I remember everything.
Memories like they happened to me.
Your dreams of my own life.
No matter how many best games of all time I play, no matter how many game of the year winners I spend a few hours with, no matter how much prestige and how many thousands of hours of work and hundreds of millions of dollars went into a game that becomes beloved by critics and players, I often find myself at a remove. Even if The Last of Us is a perfect game made perfectly, does that mean I must love it? Does that mean I’ll even bother to finish it?
Do I need to fall in love with Joel and Ellie or Geralt and Cirie?
What if I can’t, because I gave my heart to the doomed heroes I’ll never rid myself of. The godkillers Kuja and Sephiroth. Zelda, forever tenacious in the face of neverending calamity and failure. Beautiful and hopeless Mallow, desperate for friendship and love, the best bestfriend of any best friend in any videogame ever. And so many more. So many more that are scorched so black in my memory that I see them when I close my eyes as easily as I can see my own family.
When I think of laughter and joy, I think of Mario shouting Wahoo! When I think of sunshine and bliss, there’s a sensation in my jaw that reminds me of timing the perfect triple jump. When I remember the nights I couldn’t sleep because I felt like dying, felt my world falling apart inside my head, I’m watching Zanarkand die, watching Vivi try again and fail again and fail better. When I remember my childhood and the melancholy of nostalgia grips me for the life I can never recapture, I see the Great Deku Tree dying again. Even though I saved it.
I saved it.

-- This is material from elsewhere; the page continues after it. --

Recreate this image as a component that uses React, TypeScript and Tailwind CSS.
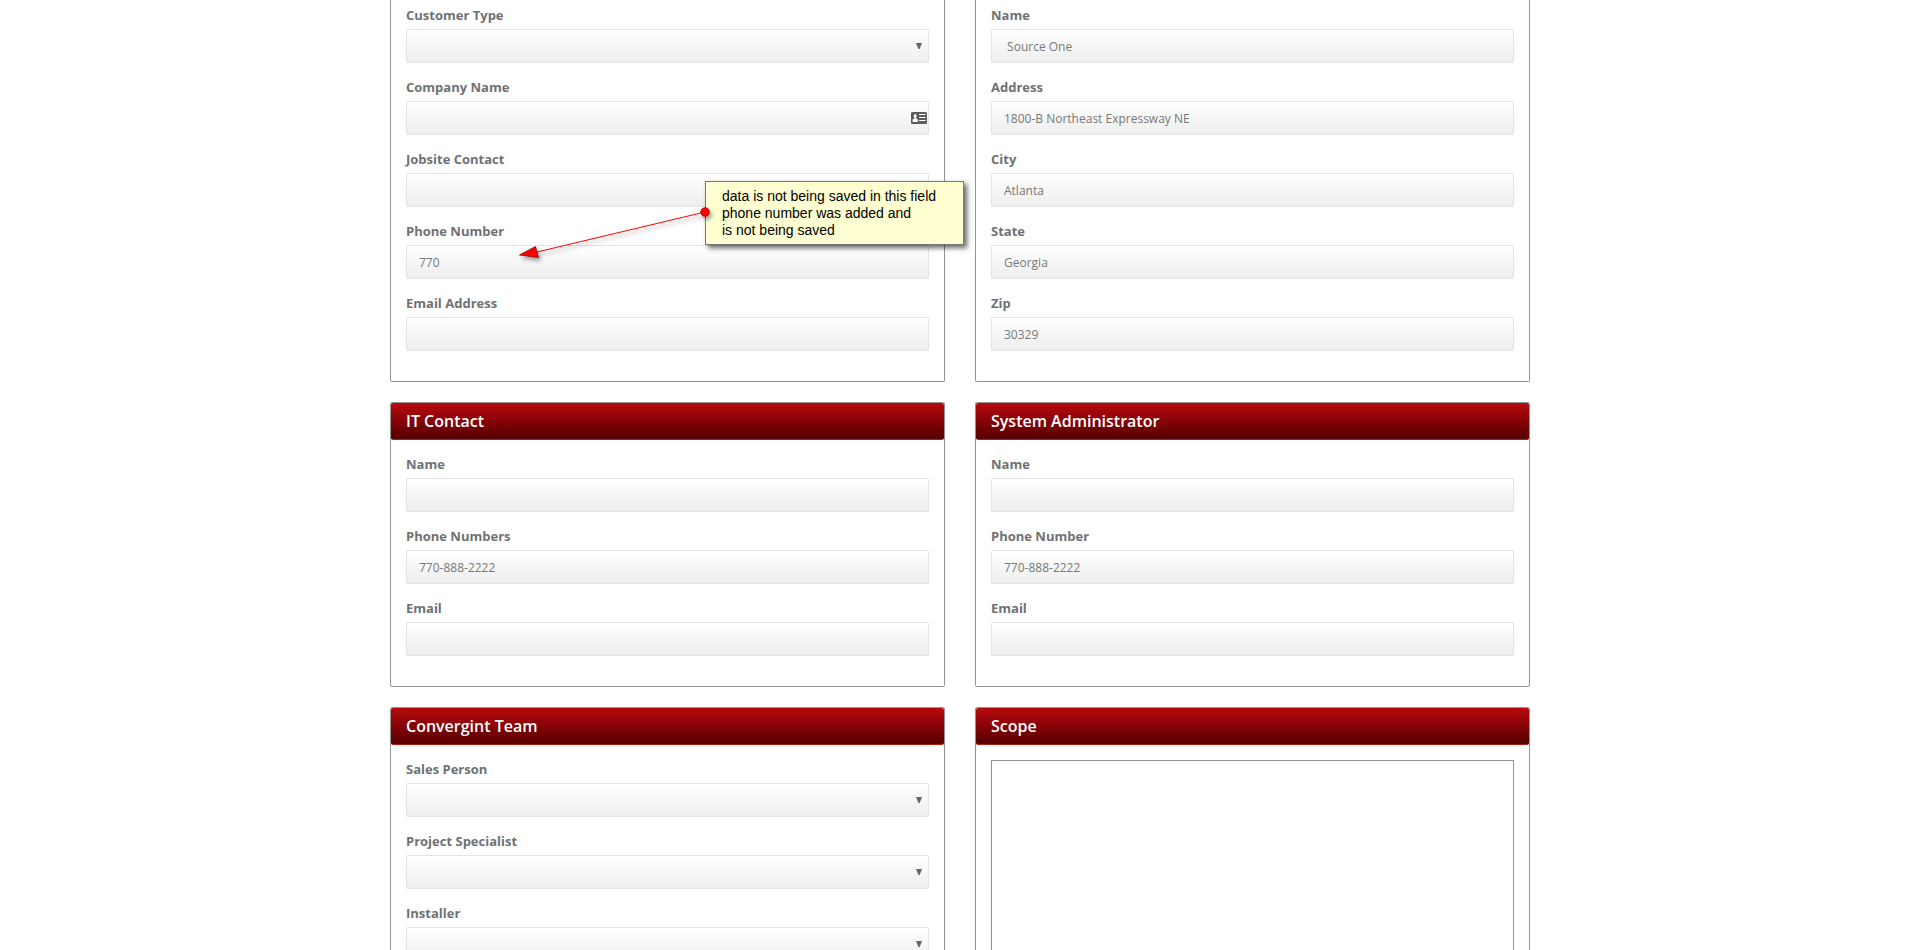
import type { ReactNode } from "react";

const controlClass =
  "block h-[34px] w-full appearance-none rounded-xs border border-[#e4e4e4] bg-linear-to-b from-white to-[#eeeeee] px-3 text-xs text-[#777777] outline-none";

function Field({ id, label, children }: { id: string; label: string; children: ReactNode }) {
  return (
    <div className="mb-[15px]">
      <label htmlFor={id} className="mb-[5px] block text-[13px] leading-[18px] font-bold text-[#6f7174]">
        {label}
      </label>
      <div className="relative">{children}</div>
    </div>
  );
}

function TextField({ id, label, value = "", icon }: { id: string; label: string; value?: string; icon?: ReactNode }) {
  return (
    <Field id={id} label={label}>
      <input id={id} type="text" defaultValue={value} className={controlClass} />
      {icon}
    </Field>
  );
}

function SelectField({ id, label }: { id: string; label: string }) {
  return (
    <Field id={id} label={label}>
      <select id={id} defaultValue="" className={controlClass}>
        <option value=""></option>
      </select>
      <svg viewBox="0 0 6 6" className="pointer-events-none absolute top-[14px] right-[7px] h-[6px] w-[6px]" fill="#666666">
        <path d="M0 0H6L3.6 6H2.4Z" />
      </svg>
    </Field>
  );
}

function ContactCardIcon() {
  return (
    <svg viewBox="0 0 16 12" className="pointer-events-none absolute top-[11px] right-[2px] h-3 w-4">
      <rect width="16" height="12" rx="1.5" fill="#5c5c5c" />
      <circle cx="4.2" cy="3.8" r="1.6" fill="#fff" />
      <path d="M3.3 5H5.1V6.4L6.8 7.4V10H1.6V7.4L3.3 6.4Z" fill="#fff" />
      <path d="M8 2.5H14.5M8 5.5H14.5M8 8.5H14.5" stroke="#fff" strokeWidth="1" />
    </svg>
  );
}

function Panel({ title, children }: { title: string; children: ReactNode }) {
  return (
    <section className="rounded-xs border border-[#949494] bg-white">
      <h2 className="rounded-xs border-b border-[#b01c10] bg-linear-to-b from-[#b90a0d] to-[#560003] px-[15px] text-base leading-9 font-semibold text-white">
        {title}
      </h2>
      <div className="p-[15px]">{children}</div>
    </section>
  );
}

function Annotation() {
  return (
    <div className="pointer-events-none absolute top-[181px] left-[315px]">
      <p className="w-[259px] border border-[#777777] bg-[#ffffd2] pt-[6px] pb-[5px] pl-4 font-['Liberation_Sans',sans-serif] text-sm leading-[17px] text-black shadow-[3px_3px_5px_rgba(0,0,0,0.6)]">
        data is not being saved in this field
        <br />
        phone number was added and
        <br />
        is not being saved
      </p>
      <svg
        viewBox="0 0 200 60"
        className="absolute top-[21px] left-[-190px] h-[60px] w-[200px] drop-shadow-[2px_3px_2px_rgba(0,0,0,0.4)]"
      >
        <path d="M190 10L22 50" stroke="#ff0000" strokeWidth="1" />
        <path d="M4.5 53L20.5 44.5L23.5 55.5Z" fill="#ff0000" stroke="#8c0000" strokeWidth="0.8" />
        <circle cx="190" cy="10" r="4.3" fill="#ff0000" stroke="#a00000" strokeWidth="0.8" />
      </svg>
    </div>
  );
}

export default function App() {
  return (
    <main className="h-screen overflow-hidden bg-white font-['Open_Sans',sans-serif]">
      <div className="relative mx-auto grid max-w-[1140px] grid-cols-2 gap-x-[30px] gap-y-5">
        <section className="rounded-b-xs border border-t-0 border-[#949494] px-[15px] pt-[6px] pb-[15px]">
          <SelectField id="customer-type" label="Customer Type" />
          <TextField id="company-name" label="Company Name" icon={<ContactCardIcon />} />
          <TextField id="jobsite-contact" label="Jobsite Contact" />
          <TextField id="customer-phone" label="Phone Number" value="770" />
          <TextField id="customer-email" label="Email Address" />
        </section>
        <section className="rounded-b-xs border border-t-0 border-[#949494] px-[15px] pt-[6px] pb-[15px]">
          <TextField id="site-name" label="Name" value=" Source One" />
          <TextField id="site-address" label="Address" value="1800-B Northeast Expressway NE" />
          <TextField id="site-city" label="City" value="Atlanta" />
          <TextField id="site-state" label="State" value="Georgia" />
          <TextField id="site-zip" label="Zip" value="30329" />
        </section>

        <Panel title="IT Contact">
          <TextField id="it-name" label="Name" />
          <TextField id="it-phone" label="Phone Numbers" value="770-888-2222" />
          <TextField id="it-email" label="Email" />
        </Panel>
        <Panel title="System Administrator">
          <TextField id="admin-name" label="Name" />
          <TextField id="admin-phone" label="Phone Number" value="770-888-2222" />
          <TextField id="admin-email" label="Email" />
        </Panel>

        <Panel title="Convergint Team">
          <SelectField id="sales-person" label="Sales Person" />
          <SelectField id="project-specialist" label="Project Specialist" />
          <SelectField id="installer" label="Installer" />
        </Panel>
        <Panel title="Scope">
          <textarea
            aria-label="Scope"
            rows={10}
            className="block w-full resize-none border border-[#949494] p-2 text-xs leading-5 text-[#777777] outline-none"
          />
        </Panel>

        <Annotation />
      </div>
    </main>
  );
}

I remember.
They’re a part of me and even though I continually search for these connections in movies, in books, in TV shows, and especially in games, I find that my heart and life were given away way back in my childhood home where I watched my older brother play Mario 3, the same room a smile burst over my face when first I saw Yoshi hatch, in my best friend’s basement where I first saw the Great Deku Tree dying, in my aunt’s basement where I gave my heart to Squall and Rinoa, in my bedroom in high school where I wept over Kuja and all the gods we killed because of the hollowness inside ourselves.